Разумеется, для того чтобы изложить взгляды ассимиляторов, я специально избрал человека мыслящего и культурного. Я подтасовал бы карты, если бы выбрал для выражения таких взглядов того недалекого парня, который живет в пригороде Нью-Йорка в особняке, подделанном под стиль «тюдор», и который однажды, слегка картавя, сказал своему гостю — работнику фонда «Объединенный еврейский призыв»:
— Кто вам сказал, что я еврей? Пожалуйста, уходите отсюда и больше мне не досаждайте!
Или я мог бы выбрать ту девушку, которая пыталась опротестовать в суде завещание своего деда: согласно его последней воле, любой из его внуков, пожелавший вступить в брак с неевреем, терял право на свою долю дедушкиного наследства. Родители девушки не дали ей никакого еврейского воспитания. Она хотела заполучить своего жениха-нееврея и в то же время хотела заполучить акции и ценные бумаги своего деда, но отнюдь не его курьезную веру. Кажется, она выиграла процесс.

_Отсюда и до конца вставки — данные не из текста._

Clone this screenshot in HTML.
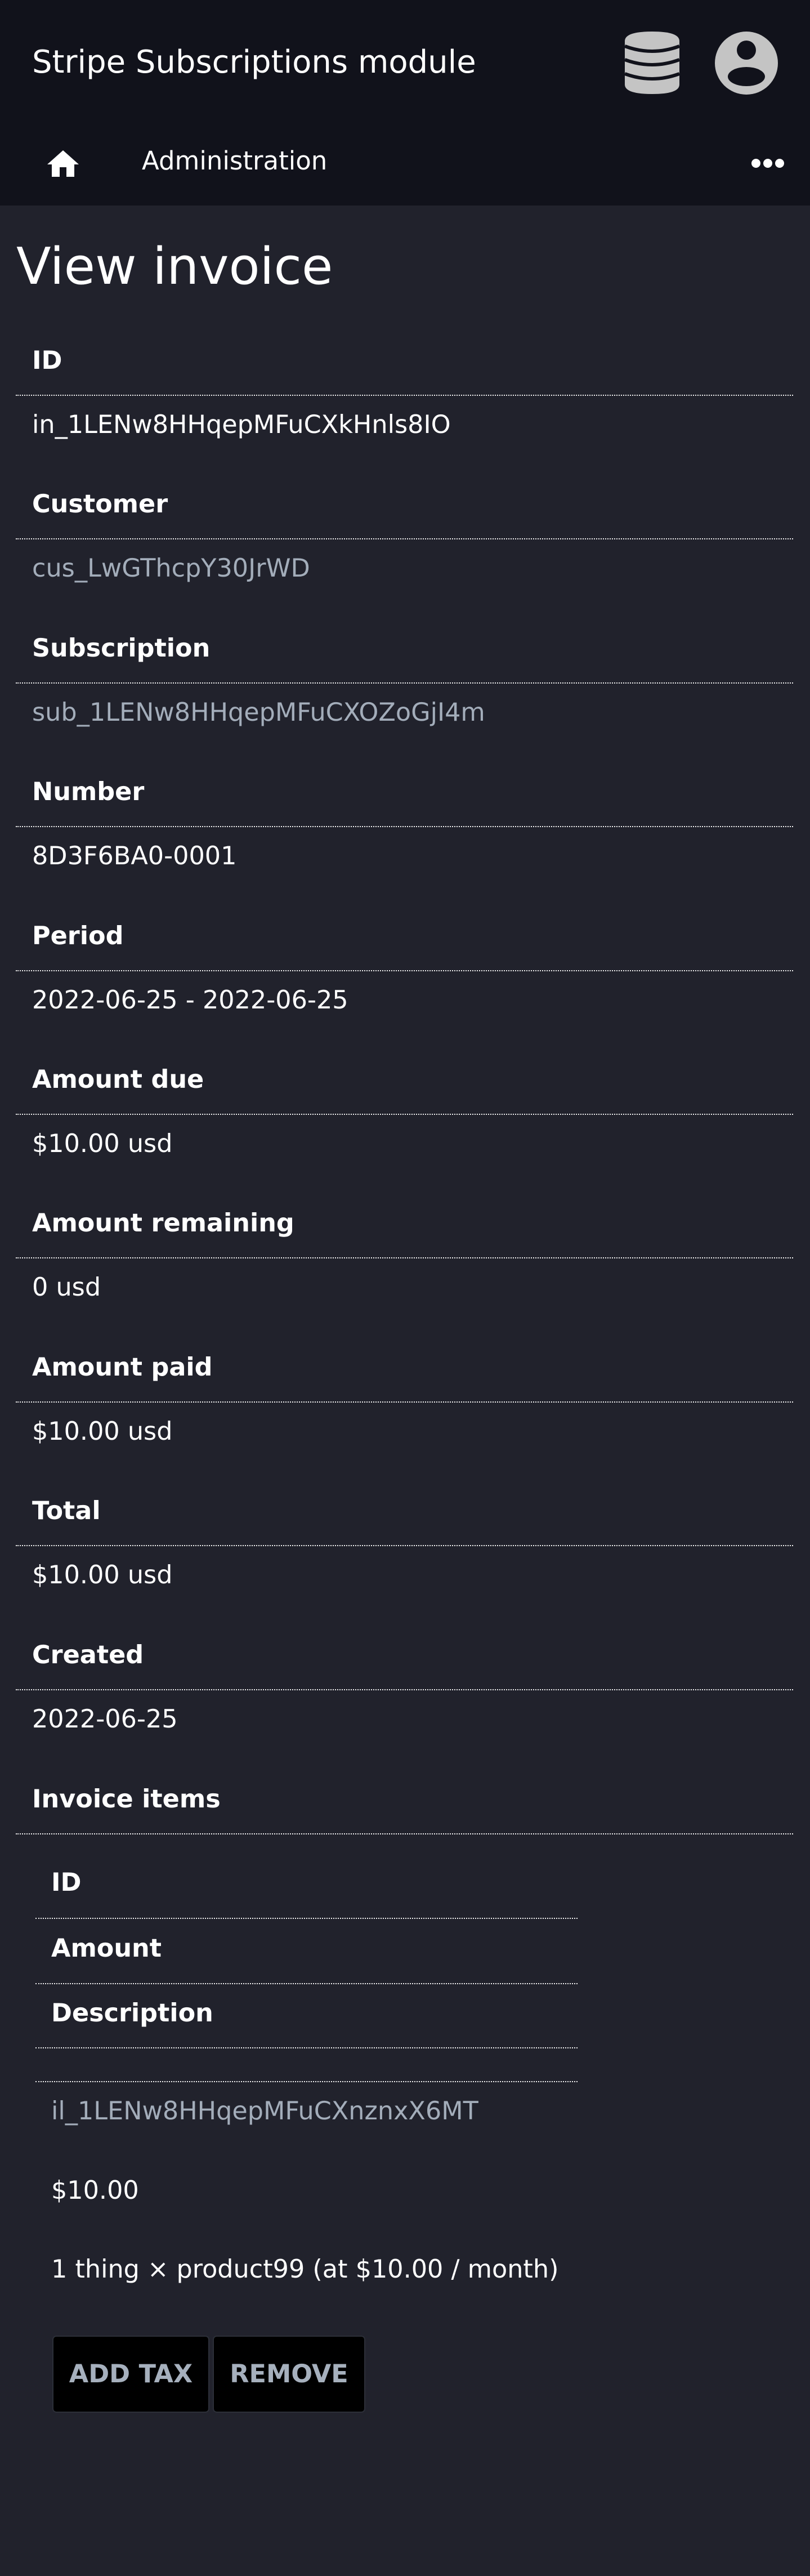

Все эти люди — как мои красноречивый собеседник или же другие, чьи действия не менее красноречивы, — все они потеряны для иудаизма, и делу конец; они отпали от иудаизма, пойдя по той дороге, которая привела к исчезновению куда большего числа евреев, чем даже гитлеровский террор. Конечно, как человеческие существа они остались живы и здоровы. Но для сражающейся армии практически все равно, убиты ли ее солдаты или же они дезертировали куда-нибудь в горы и там поспешно посбрасывали с себя мундиры.